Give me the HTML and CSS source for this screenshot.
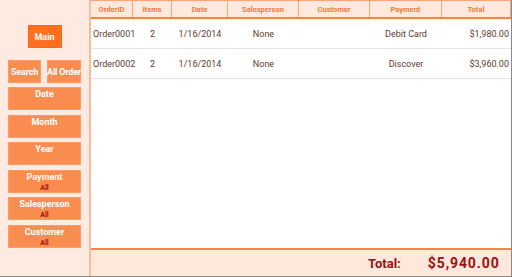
FILE: index.html
```html
<!DOCTYPE html>
<html>
<head>
<meta charset="utf-8">
<link rel="stylesheet" href="styles.css">
</head>
<body>
<div class="app">
  <aside class="sidebar">
    <div class="btn btn-main">Main</div>
    <div class="pair">
      <div class="btn btn-small">Search</div>
      <div class="btn btn-small btn-wide">All Order</div>
    </div>
    <div class="filters">
      <div class="btn btn-filter">Date</div>
      <div class="btn btn-filter">Month</div>
      <div class="btn btn-filter">Year</div>
      <div class="btn btn-filter">Payment<span class="sub">All</span></div>
      <div class="btn btn-filter">Salesperson<span class="sub">All</span></div>
      <div class="btn btn-filter">Customer<span class="sub">All</span></div>
    </div>
  </aside>
  <div class="divider"></div>
  <main class="content">
    <div class="grid header">
      <div class="hcell">OrderID</div>
      <div class="hcell">Items</div>
      <div class="hcell">Date</div>
      <div class="hcell">Salesperson</div>
      <div class="hcell">Customer</div>
      <div class="hcell">Payment</div>
      <div class="hcell">Total</div>
    </div>
    <div class="rows">
      <div class="grid row">
        <div class="cell left">Order0001</div>
        <div class="cell">2</div>
        <div class="cell">1/16/2014</div>
        <div class="cell">None</div>
        <div class="cell"></div>
        <div class="cell">Debit Card</div>
        <div class="cell right">$1,980.00</div>
      </div>
      <div class="grid row">
        <div class="cell left">Order0002</div>
        <div class="cell">2</div>
        <div class="cell">1/16/2014</div>
        <div class="cell">None</div>
        <div class="cell"></div>
        <div class="cell">Discover</div>
        <div class="cell right">$3,960.00</div>
      </div>
    </div>
    <div class="footer">
      <span class="total-label">Total:</span>
      <span class="total-value">$5,940.00</span>
    </div>
  </main>
</div>
</body>
</html>
```
FILE: styles.css
```css
* { box-sizing: border-box; }
html, body { margin: 0; padding: 0; }
body {
  width: 512px;
  height: 277px;
  overflow: hidden;
  font-family: Roboto, "Liberation Sans", sans-serif;
  background: #ffffff;
}
.app {
  width: 512px;
  height: 277px;
  display: flex;
  border-right: 1px solid #8a8a8a;
  border-bottom: 1px solid #8a8a8a;
}
.sidebar {
  width: 89px;
  background: #fdeae0;
  display: flex;
  flex-direction: column;
  align-items: center;
  padding-top: 25px;
}
.divider {
  width: 2px;
  background: #fcbb9b;
}
.btn {
  color: #ffffff;
  font-weight: bold;
  font-size: 9px;
  display: flex;
  flex-direction: column;
  align-items: center;
  white-space: nowrap;
}
.btn-main {
  width: 34px;
  height: 23px;
  background: #ff6f1e;
  border: 1px solid #f26a1f;
  justify-content: center;
}
.pair {
  display: flex;
  gap: 6px;
  margin-top: 12px;
  width: 73px;
}
.btn-small {
  width: 33px;
  height: 23px;
  background: #f98c4f;
  border: 1px solid #fb9d66;
  justify-content: center;
  letter-spacing: -0.2px;
}
.btn-wide { width: 34px; }
.filters {
  display: flex;
  flex-direction: column;
  gap: 4.6px;
  margin-top: 4px;
}
.btn-filter {
  width: 73px;
  height: 23px;
  background: #f98c4f;
  border: 1px solid #fb9d66;
  padding-top: 1px;
  line-height: 11px;
}
.sub {
  color: #a8120e;
  font-size: 7px;
  line-height: 10px;
}
.content {
  flex: 1;
  display: flex;
  flex-direction: column;
}
.grid {
  display: grid;
  grid-template-columns: 42px 39px 56px 71px 71px 72px 1fr;
}
.header {
  height: 19px;
  background: #ffe8dc;
  border-top: 1px solid #fba67a;
  border-bottom: 2px solid #fb8240;
}
.hcell {
  color: #f57a36;
  font-size: 7.5px;
  font-weight: bold;
  display: flex;
  align-items: center;
  justify-content: center;
  border-right: 1px solid #fba67a;
}
.rows { flex: 1; }
.row {
  height: 30px;
  border-bottom: 1px solid #e4e4e4;
}
.cell {
  color: #5b3b32;
  font-size: 9px;
  display: flex;
  align-items: center;
  justify-content: center;
}
.cell.left { justify-content: flex-start; padding-left: 2px; }
.cell.right { justify-content: flex-end; padding-right: 2px; }
.footer {
  height: 28px;
  background: #fee8dc;
  border-top: 2px solid #fc8442;
  display: flex;
  align-items: center;
  padding-left: 277px;
}
.total-label {
  color: #a10f0f;
  font-weight: bold;
  font-size: 13px;
}
.total-value {
  color: #a10f0f;
  font-weight: bold;
  font-size: 14px;
  letter-spacing: 0.9px;
  margin-left: 27px;
}
```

______________________________

Challenge: Reproduce the listing above exactly, excluding all pictures.

Correct answer:
Give me the HTML and CSS source for this screenshot.
FILE: index.html
```html
<!DOCTYPE html>
<html>
<head>
<meta charset="utf-8">
<link rel="stylesheet" href="styles.css">
</head>
<body>
<div class="app">
  <aside class="sidebar">
    <div class="btn btn-main">Main</div>
    <div class="pair">
      <div class="btn btn-small">Search</div>
      <div class="btn btn-small btn-wide">All Order</div>
    </div>
    <div class="filters">
      <div class="btn btn-filter">Date</div>
      <div class="btn btn-filter">Month</div>
      <div class="btn btn-filter">Year</div>
      <div class="btn btn-filter">Payment<span class="sub">All</span></div>
      <div class="btn btn-filter">Salesperson<span class="sub">All</span></div>
      <div class="btn btn-filter">Customer<span class="sub">All</span></div>
    </div>
  </aside>
  <div class="divider"></div>
  <main class="content">
    <div class="grid header">
      <div class="hcell">OrderID</div>
      <div class="hcell">Items</div>
      <div class="hcell">Date</div>
      <div class="hcell">Salesperson</div>
      <div class="hcell">Customer</div>
      <div class="hcell">Payment</div>
      <div class="hcell">Total</div>
    </div>
    <div class="rows">
      <div class="grid row">
        <div class="cell left">Order0001</div>
        <div class="cell">2</div>
        <div class="cell">1/16/2014</div>
        <div class="cell">None</div>
        <div class="cell"></div>
        <div class="cell">Debit Card</div>
        <div class="cell right">$1,980.00</div>
      </div>
      <div class="grid row">
        <div class="cell left">Order0002</div>
        <div class="cell">2</div>
        <div class="cell">1/16/2014</div>
        <div class="cell">None</div>
        <div class="cell"></div>
        <div class="cell">Discover</div>
        <div class="cell right">$3,960.00</div>
      </div>
    </div>
    <div class="footer">
      <span class="total-label">Total:</span>
      <span class="total-value">$5,940.00</span>
    </div>
  </main>
</div>
</body>
</html>
```
FILE: styles.css
```css
* { box-sizing: border-box; }
html, body { margin: 0; padding: 0; }
body {
  width: 512px;
  height: 277px;
  overflow: hidden;
  font-family: Roboto, "Liberation Sans", sans-serif;
  background: #ffffff;
}
.app {
  width: 512px;
  height: 277px;
  display: flex;
  border-right: 1px solid #8a8a8a;
  border-bottom: 1px solid #8a8a8a;
}
.sidebar {
  width: 89px;
  background: #fdeae0;
  display: flex;
  flex-direction: column;
  align-items: center;
  padding-top: 25px;
}
.divider {
  width: 2px;
  background: #fcbb9b;
}
.btn {
  color: #ffffff;
  font-weight: bold;
  font-size: 9px;
  display: flex;
  flex-direction: column;
  align-items: center;
  white-space: nowrap;
}
.btn-main {
  width: 34px;
  height: 23px;
  background: #ff6f1e;
  border: 1px solid #f26a1f;
  justify-content: center;
}
.pair {
  display: flex;
  gap: 6px;
  margin-top: 12px;
  width: 73px;
}
.btn-small {
  width: 33px;
  height: 23px;
  background: #f98c4f;
  border: 1px solid #fb9d66;
  justify-content: center;
  letter-spacing: -0.2px;
}
.btn-wide { width: 34px; }
.filters {
  display: flex;
  flex-direction: column;
  gap: 4.6px;
  margin-top: 4px;
}
.btn-filter {
  width: 73px;
  height: 23px;
  background: #f98c4f;
  border: 1px solid #fb9d66;
  padding-top: 1px;
  line-height: 11px;
}
.sub {
  color: #a8120e;
  font-size: 7px;
  line-height: 10px;
}
.content {
  flex: 1;
  display: flex;
  flex-direction: column;
}
.grid {
  display: grid;
  grid-template-columns: 42px 39px 56px 71px 71px 72px 1fr;
}
.header {
  height: 19px;
  background: #ffe8dc;
  border-top: 1px solid #fba67a;
  border-bottom: 2px solid #fb8240;
}
.hcell {
  color: #f57a36;
  font-size: 7.5px;
  font-weight: bold;
  display: flex;
  align-items: center;
  justify-content: center;
  border-right: 1px solid #fba67a;
}
.rows { flex: 1; }
.row {
  height: 30px;
  border-bottom: 1px solid #e4e4e4;
}
.cell {
  color: #5b3b32;
  font-size: 9px;
  display: flex;
  align-items: center;
  justify-content: center;
}
.cell.left { justify-content: flex-start; padding-left: 2px; }
.cell.right { justify-content: flex-end; padding-right: 2px; }
.footer {
  height: 28px;
  background: #fee8dc;
  border-top: 2px solid #fc8442;
  display: flex;
  align-items: center;
  padding-left: 277px;
}
.total-label {
  color: #a10f0f;
  font-weight: bold;
  font-size: 13px;
}
.total-value {
  color: #a10f0f;
  font-weight: bold;
  font-size: 14px;
  letter-spacing: 0.9px;
  margin-left: 27px;
}
```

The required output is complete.